The Estonian renewable energy provider Sunly shared the story of acquiring a Polish solar developer. They, too, paid a lot of attention to the soft side of the story. „We acquired a Polish company, but we always talked about merging, because no one wants to be acquired,“ Sunly General Counsel Kerstin Kütt told the listeners. Having been warned about bad examples of the acquired company’s employees losing their benefits, Sunly increased salaries and upgraded the company cars of the Poles.
In a broader perspective, Sunly also dished out optimism, advising to „raise capital, raise capital again and again and again.“ Kerstin Kütt noted that the government should give investors clear signals about what to expect, but otherwise we should not be too concerned about our geography. „The country risk is overrated, and this is the message we should carry to everyone around,“ Kütt maintained.
AI: First go broad, then go deep
Justinas Šukys, Partner at Claria Strategy Partners and GenAI research team leader at London Business School, shared three GenAI imperatives for PE investors:
- Seek out companies with high GenAI ambition, but make sure you understand their barriers to adoption and the capabilities to overcome them.
- Start with GenAI for cost savings and then progress to revenue-centric initiatives, including new revenue streams and higher customer engagement.
- Go broad before you go deep – and consider whether doing things in-house instead of external partnerships is the right way.
Energy companies: We are on the buyers’ side
Baltic energy market participants all positioned themselves as buyers in the current market and noted that once they integrate new business, they will keep it until decommissioning.
Ilkka Niiranen, CEO at Gren, a green energy company active in the Baltics, Finland and UK noted that they are „clearly buying“, and have been doing so quite actively.
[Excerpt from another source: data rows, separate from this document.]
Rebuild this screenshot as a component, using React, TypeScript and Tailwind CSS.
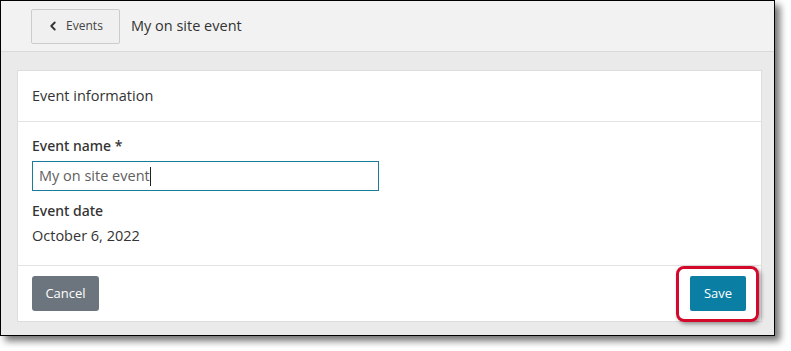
import { ChevronLeft } from "lucide-react";

const font = { fontFamily: '"Open Sans", "Noto Sans", sans-serif' };

const App: React.FC = () => {
    return (
        <div className="w-[791px] h-[351px] bg-white" style={font}>
            <div className="w-[775px] h-[336px] border border-black flex flex-col bg-[#eaeaea] shadow-[5px_5px_7px_rgba(0,0,0,0.55)]">
                {/* top bar */}
                <div className="h-[51px] shrink-0 flex items-center pl-[30px] bg-[#f2f2f2] border-b border-[#d9d9d9]">
                    <button className="w-[89px] h-[35px] flex items-center justify-center gap-[6px] border border-[#cccccc] rounded-[2px] bg-[#f0f0f0] text-[12px] text-[#444]">
                        <ChevronLeft size={14} strokeWidth={3.2} className="text-[#333] -ml-[2px]" />
                        <span>Events</span>
                    </button>
                    <span className="ml-[11px] text-[14.5px] text-[#333]">My on site event</span>
                </div>

                <div className="flex-1 pl-[16px] pr-[12px] pt-[18px] pb-[13px] flex">
                    <div className="relative flex-1 flex flex-col bg-white border border-[#dddddd]">
                        <div className="h-[51px] shrink-0 flex items-center px-[14px] border-b border-[#e3e3e3] text-[14.5px] text-[#333]">
                            Event information
                        </div>
                        <div className="flex-1 flex flex-col px-[14px] pt-[14px] text-[14.5px] leading-[20px] text-[#333]">
                            <label className="font-medium font-['Noto_Sans',sans-serif] text-[14px]">Event name *</label>
                            <div className="mt-[5px] w-[347px] h-[30px] border border-[#1b7c99] flex items-center px-[6px] text-[#5f5f5f]">
                                My on site event<span className="w-px h-[19px] bg-[#222]"></span>
                            </div>
                            <label className="mt-[10px] font-medium font-['Noto_Sans',sans-serif] text-[14px]">Event date</label>
                            <div className="mt-[5px]">October 6, 2022</div>
                        </div>
                        <div className="h-[56px] shrink-0 flex items-center justify-between pl-[14px] pr-[15px] border-t border-[#e3e3e3]">
                            <button className="w-[67px] h-[35px] rounded-[3px] bg-[#6c757d] text-white text-[13px]">Cancel</button>
                            <button className="w-[56px] h-[35px] rounded-[2px] bg-[#0b7ea4] text-white text-[13px]">Save</button>
                        </div>
                        <div className="absolute left-[658px] top-[195px] w-[83px] h-[56px] border-[3px] border-[#d2092a] rounded-[8px] shadow-[2px_2px_4px_rgba(0,0,0,0.4)]"></div>
                    </div>
                </div>
            </div>
        </div>
    );
};

export default App;
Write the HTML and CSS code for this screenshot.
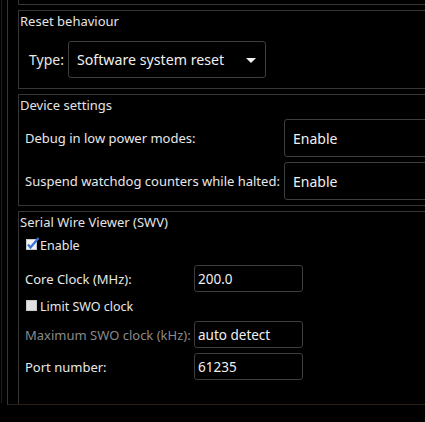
FILE: index.html
```html
<!DOCTYPE html>
<html>
<head>
<meta charset="utf-8">
<link rel="stylesheet" href="styles.css">
</head>
<body>
<div class="frame">
  <div class="viewport">
    <div class="content">
      <div class="group stub"></div>

      <div class="group">
        <div class="title">Reset behaviour</div>
        <div class="type-row">
          <span class="type-label">Type:</span>
          <div class="combo">
            <span>Software system reset</span>
            <svg class="arrow" width="10" height="5" viewBox="0 0 10 5"><polygon points="0,0 10,0 5,5" fill="#f2f2f2"/></svg>
          </div>
        </div>
      </div>

      <div class="group device">
        <div class="title">Device settings</div>
        <div class="dev-grid">
          <span class="dev-label">Debug in low power modes:</span>
          <div class="field">Enable</div>
          <span class="dev-label">Suspend watchdog counters while halted:</span>
          <div class="field">Enable</div>
        </div>
      </div>

      <div class="group swv">
        <div class="title">Serial Wire Viewer (SWV)</div>
        <div class="swv-body">
          <label class="check-row r-enable">
            <svg class="cb" width="14" height="13" viewBox="0 0 14 13">
              <rect x="0.5" y="2.5" width="10" height="10" fill="#f4f4f4" stroke="#c8c8c8"/>
              <polyline points="2,7.5 4.5,10.5 12.5,1" fill="none" stroke="#3b74d8" stroke-width="2.2"/>
            </svg>
            <span>Enable</span>
          </label>
          <div class="in-row r-core">
            <span class="in-label">Core Clock (MHz):</span>
            <div class="input">200.0</div>
          </div>
          <label class="check-row r-limit">
            <svg class="cb" width="14" height="13" viewBox="0 0 14 13">
              <rect x="0.5" y="2.5" width="10" height="10" fill="#e2e2e2" stroke="#c8c8c8"/>
            </svg>
            <span>Limit SWO clock</span>
          </label>
          <div class="in-row r-max">
            <span class="in-label disabled">Maximum SWO clock (kHz):</span>
            <div class="input">auto detect</div>
          </div>
          <div class="in-row r-port">
            <span class="in-label">Port number:</span>
            <div class="input">61235</div>
          </div>
        </div>
      </div>
    </div>
  </div>
</div>
</body>
</html>
```

FILE: styles.css
```css
html, body {
  margin: 0;
  padding: 0;
  background: #000;
  overflow: hidden;
}
body {
  font-family: "Noto Sans", "DejaVu Sans", sans-serif;
  color: #e8e8e8;
  font-size: 13px;
  width: 700px;
  height: 422px;
  white-space: nowrap;
}
.frame {
  margin-left: 1px;
  border-left: 1px solid #1e1e1e;
  height: 403px;
}
.viewport {
  margin-left: 5px;
  border-left: 1px solid #363636;
  border-bottom: 1px solid #2a2016;
  height: 404px;
  overflow: hidden;
}
.content {
  padding-left: 10px;
}
.group {
  border: 1px solid #363636;
  width: 560px;
  margin-bottom: 5px;
}
.group.stub {
  border-top: none;
  height: 4px;
}
.title {
  font-size: 13px;
  line-height: 18px;
  padding: 1px 0 0 1px;
  color: #e4e4e4;
}
.type-row {
  display: flex;
  align-items: center;
  margin-top: 11px;
  padding: 0 0 10px 10px;
}
.type-label {
  font-size: 14px;
  width: 39px;
}
.combo {
  box-sizing: border-box;
  width: 198px;
  height: 37px;
  border: 1px solid #3e3e3e;
  border-radius: 3px;
  display: flex;
  align-items: center;
  justify-content: space-between;
  padding: 0 9px 0 8px;
  font-size: 14.2px;
  color: #f0f0f0;
}
.arrow {
  display: block;
  margin-top: 2px;
}
.dev-grid {
  display: grid;
  grid-template-columns: 259px 200px;
  row-gap: 5px;
  margin-top: 5px;
  padding: 0 0 5px 6px;
  align-items: center;
}
.dev-label {
  font-size: 13px;
}
.field {
  box-sizing: border-box;
  height: 38px;
  border: 1px solid #3e3e3e;
  border-radius: 3px;
  display: flex;
  align-items: center;
  padding-left: 8px;
  font-size: 14px;
  color: #f0f0f0;
}
.swv {
  height: 240px;
}
.swv-body {
  display: flex;
  flex-direction: column;
  padding-left: 6px;
}
.check-row {
  display: flex;
  align-items: center;
  height: 20px;
  padding-left: 1px;
  font-size: 12.5px;
}
.cb {
  display: block;
  margin-top: -3px;
}
.r-enable { margin-top: 4px; }
.r-core { margin-top: 10px; }
.r-limit { margin-top: 4px; }
.r-max { margin-top: 5px; }
.r-port { margin-top: 5px; }
.in-row {
  display: flex;
  align-items: center;
  height: 27px;
}
.in-label {
  width: 169px;
  font-size: 13px;
}
.in-label.disabled {
  color: #8a8a8a;
}
.input {
  box-sizing: border-box;
  width: 109px;
  height: 27px;
  border: 1px solid #3e3e3e;
  border-radius: 3px;
  display: flex;
  align-items: center;
  padding-left: 3px;
  font-size: 13.5px;
  color: #f0f0f0;
}
```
Gren is looking to employ additional capabilities to develop the business and continues to see many opportunities in the Baltics. „We know that the macroeconomic environment has changed and recognise the geopolitical risk, but we are in the NATO area. We like the predictability and stability of the regulatory environment of the area and hope that it will continue.“
Thierry Michel W Aelens, CEO at Ignitis Renewables, said Ignitis sees itself as the key enabler for the energy transformation of the three Baltic States. „We will continue to invest in the Baltics, and we have just scratched the surface in Europe,“ he said.
Aelens went on to say that as current fossil fuel producers are replaced by other players, it will change the world’s geopolitical power. „If you look at Brussels regulations, the real fun is coming after 2030. Now we are just warming up. The energy transformation will make digitalisation look like a walk in the park.“
Aelens also suggested that for the first time, our region has the potential to become a major commodity exporter, as days of oversupply will become increasingly common. „Baltics have an overabundance of resources. The journey has just started: the market is stabilising, opportunistic speculators are gone, and more locals are coming in.“
Financing available for profitable projects
Marco Wiedemeier, Senior Director at NORD/LB – a German bank that has recently provided financing for large Baltic solar and wind energy projects – assured that they continue to evaluate Baltic investments like any other. „We look at Baltics as anyone else from the cash flow perspective,“ he said. The Baltic energy giants indeed maintained that lending is available and they pay no higher risk premiums.
Predicting future M&A activity for the energy sector – currently the hottest sector in the transaction market – the activity level is expected to remain high, yet some scepticism has crept in. According to Vaiko Tammeväli, CFO of Eesti Gaas, the market has switched to more of a buyer’s market where simple one-project companies cannot compete with aggregators. “Not all projects will materialise, some investments will be written off,” he predicted. „The winner is the one who will manage the price volatility,“ he noted. Tammeväli placed Eesti Gaas, which last year acquired the Latvian gas distribution network owned by Gaso, a subsidiary of Latvijas Gaze, also clearly on the buying side.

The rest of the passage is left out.